ХЛ: Вы один из создателей и ведущих подкаста Writing Excuses по писательскому мастерству, получившего в 2013 г. премию «Хьюго». Как возник подкаст?
БС: Подкаст возник благодаря моему брату, у которого был в колледже курс по трансмедиа. Ему хотелось сделать подкаст, для которого я бы написал историю, а он нашел бы актеров, чтобы ее озвучить, но у меня не было на это времени. Так или иначе, я заинтересовался подкастами и начал их слушать. Постепенно я понял, что никто не делает писательские подкасты так, как этого хотелось мне. Во многих подкастах болтают всякую ерунду, и это весело, но мне виделось нечто более информативное, вроде Grammar Girl, но для писателей, особенно для тех, кто пишет романы. Поэтому я собрал несколько друзей, которых посчитал подходящими для радиоэфира, и все закрутилось! Подкаст − мое дитя, которое теперь повзрослело и превратилось в большой проект.

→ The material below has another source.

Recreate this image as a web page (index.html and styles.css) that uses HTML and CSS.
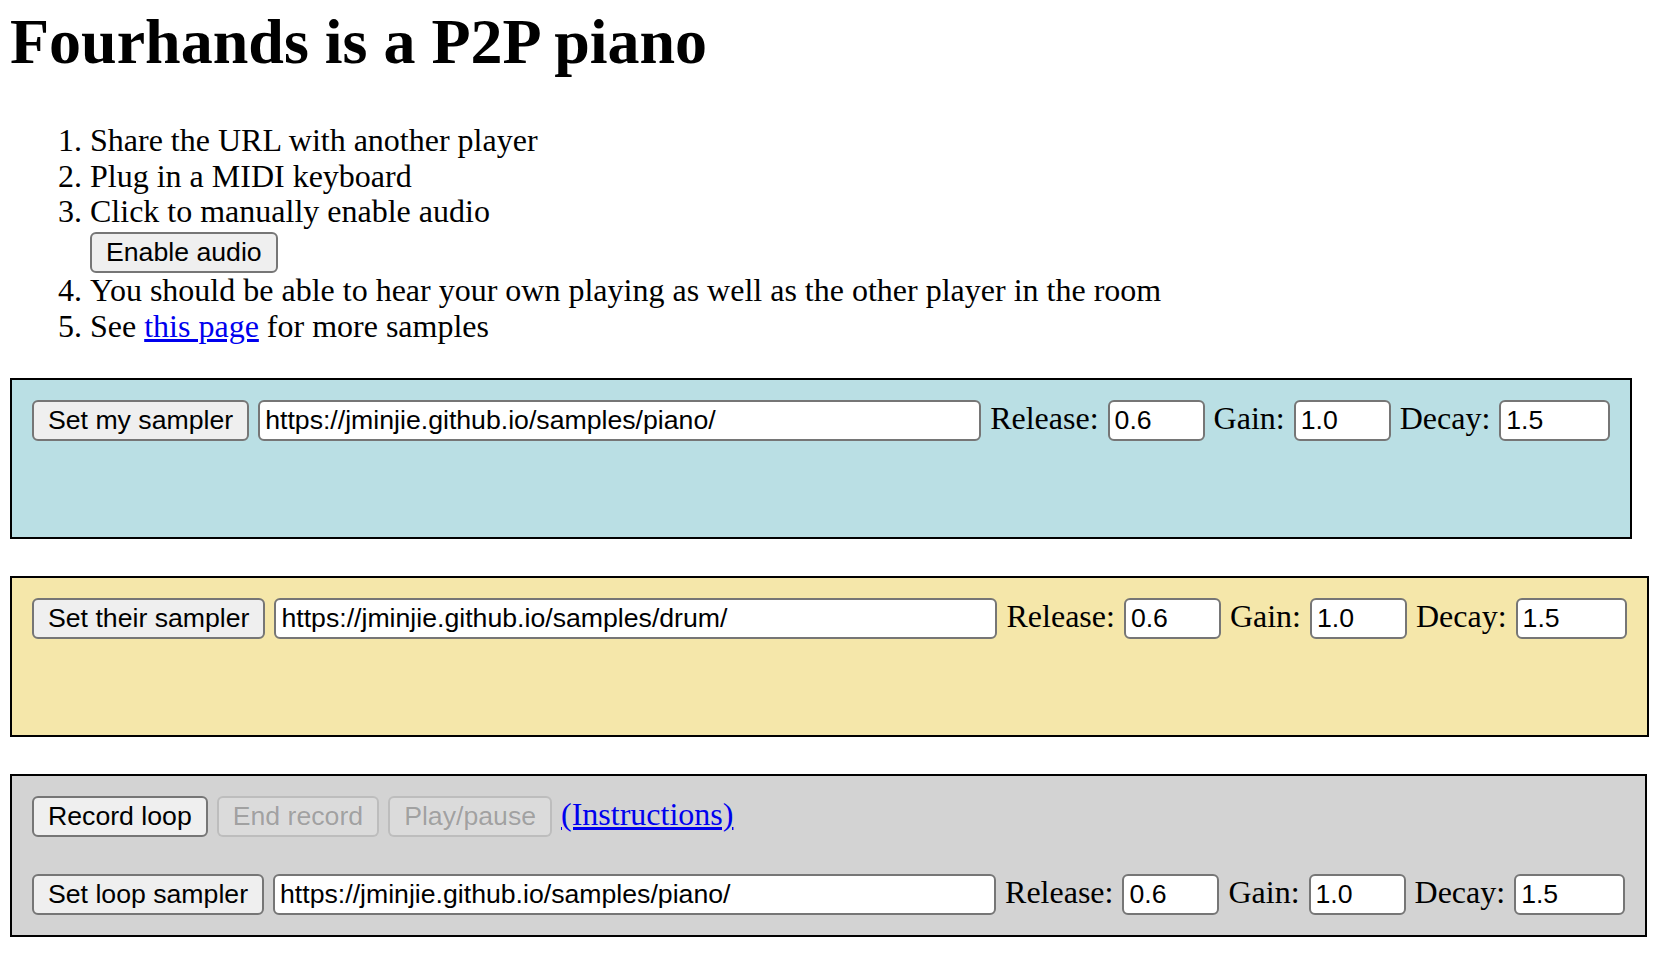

ХЛ: Я читал, что вы не слишком интересуетесь играми с коллекционными картами, за исключением «Магии». Что вас привлекает именно в этой игре?
БС: Каждые три месяца «Магия» выпускает дополнения, которые коренным образом преображают игру, и практически все мое игровое время уходит на то, чтобы оставаться в курсе событий. Я шучу, что, мол, либо играешь в «Магию», либо во все остальные игры, потому что в «Магии» больше усилий прикладываешь не к самой игре, а к тому, чтобы поспевать за обновлениями. Обычно у меня получается сыграть в новый набор «Магии» один-два раза, потому что время на это появляется примерно раз в месяц… И мне хочется использовать его для нового набора «Магии». Играть в другие наборы просто некогда.

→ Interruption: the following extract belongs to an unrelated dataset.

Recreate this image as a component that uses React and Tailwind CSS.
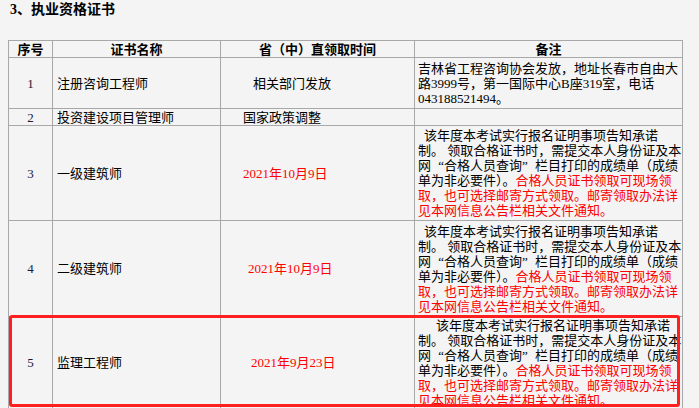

ХЛ: Нравятся ли вам RPG-игры наподобие серии Final Fantasy?
БС: Я играл во все игры серии, и моя любимая − Final Fantasy X. Все рекомендуют Final Fantasy VII из-за классного мироустройства. Однако сюжет там оставляет желать лучшего, прошу прощения у фанатов. В Final Fantasy VII интересные персонажи, а когда умерла Айрис, я едва не пробил кулаком экран, но сюжет Final Fantasy X зацепил меня по-настоящему, потому что он очень похож на те сюжеты, что нравится писать мне самому.